Cardinal George Pell, Pope Francis’ chief financial adviser and Australia’s most senior Catholic, is the highest-ranking Vatican official to ever be charged in the church’s long-running sexual abuse scandal.

Victoria State Police Deputy Commissioner Shane Patton said police have summonsed Pell to appear in an Australian court to face multiple charges of “historic sexual offenses,” meaning offenses that generally occurred some time ago.

Patton said there are multiple complainants against Pell, but gave no other details on the allegations against the cardinal. Pell was ordered to appear in Melbourne Magistrates Court on July 18.

Pell has repeatedly denied all abuse allegations made against him. The Catholic Church in Australia, which issues statements on Pell’s behalf, did not immediately respond to a request for comment on the charges.

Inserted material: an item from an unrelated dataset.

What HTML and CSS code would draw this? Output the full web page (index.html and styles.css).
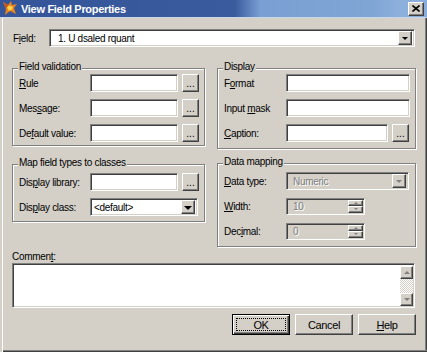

“It is important to note that none of the allegations that have been made against Cardinal Pell have, obviously, been tested in any court yet,” Patton told reporters in Melbourne. “Cardinal Pell, like any other defendant, has a right to due process.”

The charges are a new and serious blow to Pope Francis, who has already suffered several credibility setbacks in his promised “zero tolerance” policy about sex abuse.

For years, Pell has faced allegations that he mishandled cases of clergy abuse when he was archbishop of Melbourne and, later, Sydney. His actions as archbishop came under intense scrutiny in recent years by a government-authorized investigation into how the Catholic Church and other institutions have responded to the sexual abuse of children.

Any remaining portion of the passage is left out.